Corriere del Mezzogiorno (Campania)
Zona Museo, l’inquinamento per il traffico è da record
La gola brucia, gli occhi lacrimano, si scatena una tosse stizzosa. Se tutto questo accade mentre si cammina nella zona del museo nazionale il responsabile potrebbe essere il biossido di azoto, uno dei molti componenti inquinanti che chi vive nelle metropoli intasate dal traffico è costretto a respirare. Alla confluenza tra via Foria, via Santa Teresa degli Scalzi ed il corso Vittorio Emanuele uno dei punti più congestionati dalle auto è presente nell’aria con valore più che doppio rispetto al limite da non superare.
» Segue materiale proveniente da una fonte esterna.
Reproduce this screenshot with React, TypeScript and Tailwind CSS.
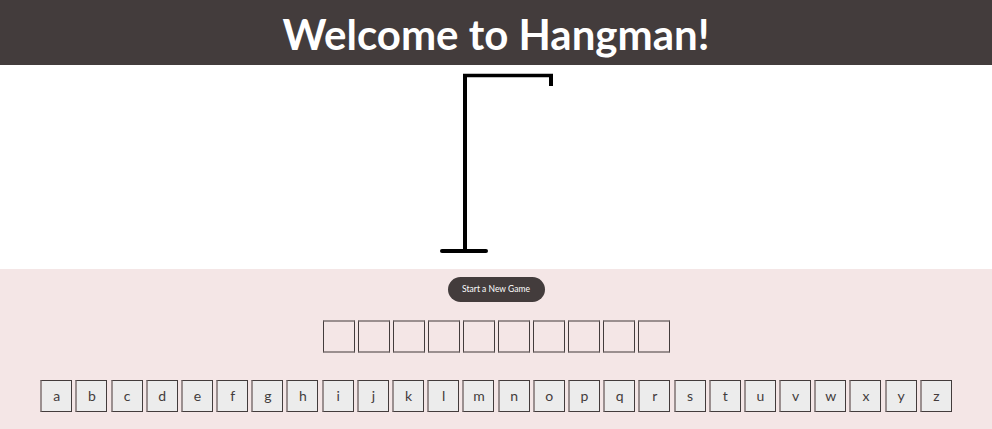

Lancia l’allarme Giuseppe Onorati, il coordinatore della campagna di monitoraggio della qualità dell’aria dell’Arpac. «Nel corso di 12 mesi – spiega – la media di questa sostanza dovrebbe mantenersi per legge entro i 40 microgrammi per metro cubo di aria. Ebbene, la nostra apparecchiatura ha rilevato, ad oggi, una media di 96,2 microgrammi per metro cubo. Oltre il doppio». Secondo il ministero della Salute, il biossido di azoto è responsabile di «alterazioni della funzionalità respiratoria in soggetti sensibili, quali bambini, persone asmatiche o affette da bronchite cronica». Una sintomatologia precoce a carico delle prime vie aeree in soggetti con patologia polmonare può manifestarsi a partire da concentrazioni pari a 0,2 microgrammi per metro cubo di aria. «Quella del Museo – prosegue Onorati – non è peraltro l’unica centralina che ha registrato nei primi dieci mesi del 2019 una media di biossido di azoto oltre il valore che non dovrebbe essere superato. L’apparecchiatura posizionata nella zona di Piazza Garibaldi ha rilevato 57,4 microgrammi per metro cubo di aria. Quella in via Argine 40.01». Le cause? «È una sostanza prodotta dalla combustione dei motori e certamente auto e moto sono i primi responsabili dei valori elevatissimi che abbiamo riscontrato al Museo, alla Ferrovia e in via Argine. Tra l’altro vari studi hanno evidenziato che l’emissione di biossido di azoto è elevata anche per i veicoli più nuovi e teoricamente a minore impatto, come gli euro 3 e euro 4». (f. ger.)